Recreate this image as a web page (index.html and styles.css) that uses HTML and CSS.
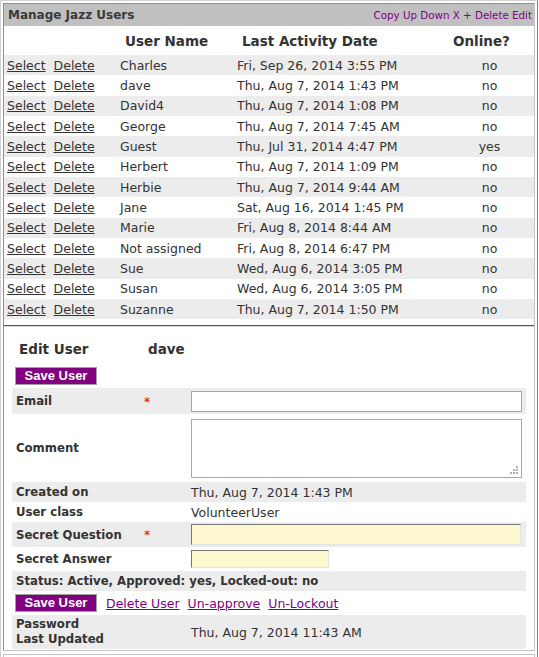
FILE: index.html
```html
<!DOCTYPE html>
<html>
<head>
<meta charset="utf-8">
<title>Manage Jazz Users</title>
<link rel="stylesheet" href="styles.css">
</head>
<body>
<div class="frame">
  <div class="cell main">
    <div class="titlebar">
      <span class="title">Manage Jazz Users</span>
      <span class="tools">Copy Up Down X + Delete Edit</span>
    </div>
    <table class="grid">
      <colgroup><col class="w-act"><col class="w-name"><col class="w-date"><col class="w-on"></colgroup>
      <thead>
        <tr><th></th><th>User Name</th><th>Last Activity Date</th><th>Online?</th></tr>
      </thead>
      <tbody>
        <tr class="alt"><td><span class="acts"><a href="#">Select</a><a href="#">Delete</a></span></td><td>Charles</td><td>Fri, Sep 26, 2014 3:55 PM</td><td class="c-on">no</td></tr>
        <tr><td><span class="acts"><a href="#">Select</a><a href="#">Delete</a></span></td><td>dave</td><td>Thu, Aug 7, 2014 1:43 PM</td><td class="c-on">no</td></tr>
        <tr class="alt"><td><span class="acts"><a href="#">Select</a><a href="#">Delete</a></span></td><td>David4</td><td>Thu, Aug 7, 2014 1:08 PM</td><td class="c-on">no</td></tr>
        <tr><td><span class="acts"><a href="#">Select</a><a href="#">Delete</a></span></td><td>George</td><td>Thu, Aug 7, 2014 7:45 AM</td><td class="c-on">no</td></tr>
        <tr class="alt"><td><span class="acts"><a href="#">Select</a><a href="#">Delete</a></span></td><td>Guest</td><td>Thu, Jul 31, 2014 4:47 PM</td><td class="c-on">yes</td></tr>
        <tr><td><span class="acts"><a href="#">Select</a><a href="#">Delete</a></span></td><td>Herbert</td><td>Thu, Aug 7, 2014 1:09 PM</td><td class="c-on">no</td></tr>
        <tr class="alt"><td><span class="acts"><a href="#">Select</a><a href="#">Delete</a></span></td><td>Herbie</td><td>Thu, Aug 7, 2014 9:44 AM</td><td class="c-on">no</td></tr>
        <tr><td><span class="acts"><a href="#">Select</a><a href="#">Delete</a></span></td><td>Jane</td><td>Sat, Aug 16, 2014 1:45 PM</td><td class="c-on">no</td></tr>
        <tr class="alt"><td><span class="acts"><a href="#">Select</a><a href="#">Delete</a></span></td><td>Marie</td><td>Fri, Aug 8, 2014 8:44 AM</td><td class="c-on">no</td></tr>
        <tr><td><span class="acts"><a href="#">Select</a><a href="#">Delete</a></span></td><td>Not assigned</td><td>Fri, Aug 8, 2014 6:47 PM</td><td class="c-on">no</td></tr>
        <tr class="alt"><td><span class="acts"><a href="#">Select</a><a href="#">Delete</a></span></td><td>Sue</td><td>Wed, Aug 6, 2014 3:05 PM</td><td class="c-on">no</td></tr>
        <tr><td><span class="acts"><a href="#">Select</a><a href="#">Delete</a></span></td><td>Susan</td><td>Wed, Aug 6, 2014 3:05 PM</td><td class="c-on">no</td></tr>
        <tr class="alt"><td><span class="acts"><a href="#">Select</a><a href="#">Delete</a></span></td><td>Suzanne</td><td>Thu, Aug 7, 2014 1:50 PM</td><td class="c-on">no</td></tr>
      </tbody>
    </table>
    <div class="sep"></div>
    <div class="edit-head"><span class="edit-label">Edit User</span><span>dave</span></div>
    <button class="btn top-btn" type="button">Save User</button>
    <table class="form">
      <colgroup><col class="w-label"><col class="w-req"><col class="w-val"></colgroup>
      <tr class="alt r-email"><th>Email</th><td class="req">*</td><td class="val"><input class="txt email" type="text"></td></tr>
      <tr class="r-comment"><th>Comment</th><td class="req"></td><td class="val"><span class="ta-wrap"><textarea class="txt comment"></textarea><svg class="grip" width="9" height="9" viewBox="0 0 9 9"><rect x="6" y="0" width="2" height="2" fill="#b0b0b0"/><rect x="3" y="3" width="2" height="2" fill="#b0b0b0"/><rect x="6" y="3" width="2" height="2" fill="#b0b0b0"/><rect x="0" y="6" width="2" height="2" fill="#b0b0b0"/><rect x="3" y="6" width="2" height="2" fill="#b0b0b0"/><rect x="6" y="6" width="2" height="2" fill="#b0b0b0"/></svg></span></td></tr>
      <tr class="alt r-20"><th>Created on</th><td class="req"></td><td class="val">Thu, Aug 7, 2014 1:43 PM</td></tr>
      <tr class="r-20"><th>User class</th><td class="req"></td><td class="val">VolunteerUser</td></tr>
      <tr class="alt r-sq"><th>Secret Question</th><td class="req">*</td><td class="val"><input class="txt yellow question" type="text"></td></tr>
      <tr class="r-sa"><th>Secret Answer</th><td class="req"></td><td class="val"><input class="txt yellow answer" type="text"></td></tr>
      <tr class="alt r-20"><th colspan="3">Status: Active, Approved: yes, Locked-out: no</th></tr>
      <tr class="r-act"><td colspan="3" class="actions"><button class="btn" type="button">Save User</button><a href="#">Delete User</a><a href="#">Un-approve</a><a href="#">Un-Lockout</a></td></tr>
      <tr class="alt r-pw"><th class="two">Password<br>Last Updated</th><td class="req"></td><td class="val">Thu, Aug 7, 2014 11:43 AM</td></tr>
    </table>
  </div>
  <div class="cell next"></div>
</div>
</body>
</html>
```
FILE: styles.css
```css
body {
  margin: 0;
  background: #fff;
  color: #333;
  font-family: "DejaVu Sans", Verdana, sans-serif;
  font-size: 12.5px;
}

.frame {
  width: 532px;
  border: 1px solid;
  border-color: #d0d0d0 #808080 #808080 #d0d0d0;
  padding: 2px;
  display: flex;
  flex-direction: column;
  gap: 3px;
}

.cell {
  border: 1px solid;
  border-color: #909090 #c4c4c4 #c4c4c4 #909090;
}

.main {
  height: 646px;
  overflow: hidden;
}

.next {
  height: 20px;
  border-color: #c4c4c4;
}

.titlebar {
  height: 22px;
  background: #c0c0c0;
  display: flex;
  align-items: center;
  justify-content: space-between;
  padding: 0 2px 0 4px;
}

.title {
  font-weight: bold;
  font-size: 12px;
  color: #3a3a3a;
}

.tools {
  font-size: 10.3px;
  color: #800080;
}

.grid {
  width: 530px;
  border-collapse: collapse;
  table-layout: fixed;
}

.w-act { width: 113px; }
.w-name { width: 117px; }
.w-date { width: 211px; }
.w-on { width: 89px; }

.grid th {
  height: 29px;
  padding: 0 0 0 8px;
  text-align: left;
  font-size: 13.5px;
  font-weight: bold;
  color: #333;
}

.grid td {
  height: 20.33px;
  padding: 0 0 0 3px;
  white-space: nowrap;
}

.grid .c-on {
  text-align: center;
  padding: 0;
}

.alt {
  background: #ececec;
}

.acts {
  display: inline-flex;
  gap: 8px;
}

.acts a {
  color: #333;
  text-decoration: underline;
}

.sep {
  margin-top: 6px;
  border-top: 1px solid #555;
  border-bottom: 1px solid #d8d8d8;
}

.edit-head {
  display: flex;
  padding: 14px 0 0 15px;
  font-weight: bold;
  font-size: 13.5px;
  line-height: 16px;
}

.edit-label {
  width: 129px;
}

.btn {
  box-sizing: border-box;
  width: 82px;
  height: 18px;
  padding: 0;
  background: #800080;
  color: #fff;
  border: 1px solid #a0a0a0;
  font-family: "Liberation Sans", Arial, sans-serif;
  font-weight: bold;
  font-size: 13px;
  line-height: 14px;
}

.top-btn {
  display: block;
  margin: 10px 0 0 11px;
}

.form {
  width: 514px;
  margin: 3px 0 0 8px;
  border-collapse: collapse;
  table-layout: fixed;
}

.w-label { width: 128px; }
.w-req { width: 48px; }
.w-val { width: 338px; }

.form th {
  padding: 0 0 0 4px;
  text-align: left;
  font-size: 11.7px;
  font-weight: bold;
  color: #333;
  white-space: nowrap;
}

.form td {
  padding: 0;
}

.form .val {
  padding-left: 3px;
  white-space: nowrap;
}

.form .req {
  color: #e00000;
  padding-left: 4px;
}

.two {
  line-height: 15px;
}

.r-email { height: 26px; }
.r-comment { height: 68px; }
.r-20 { height: 20px; }
.r-sq { height: 25px; }
.r-sa { height: 24px; }
.r-act { height: 24px; }
.r-pw { height: 34px; }

.txt {
  box-sizing: border-box;
  display: block;
  margin: 0;
  padding: 0 2px;
  border: 1px solid #a8a8a8;
  background: #fff;
  font-family: inherit;
  font-size: 12.5px;
}

.email { width: 331px; height: 21px; }
.comment { width: 331px; height: 59px; resize: none; }

.ta-wrap {
  position: relative;
  display: block;
  width: 331px;
}

.grip {
  position: absolute;
  right: 3px;
  bottom: 3px;
}

.yellow {
  background: #fdf8cf;
  border-color: #777 #e4e4e4 #e4e4e4 #777;
}

.question { width: 330px; height: 21px; }
.answer { width: 138px; height: 18px; }

.actions {
  padding-left: 3px !important;
}

.actions .btn {
  margin-right: 9px;
  vertical-align: middle;
}

.actions a {
  color: #800080;
  text-decoration: underline;
  margin-right: 8px;
  vertical-align: middle;
}
```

WHAT THE EXERCISE ASKS
What is the number of lines in the data holding the word "styles"? Reply with that number only.

TASK RESULT
3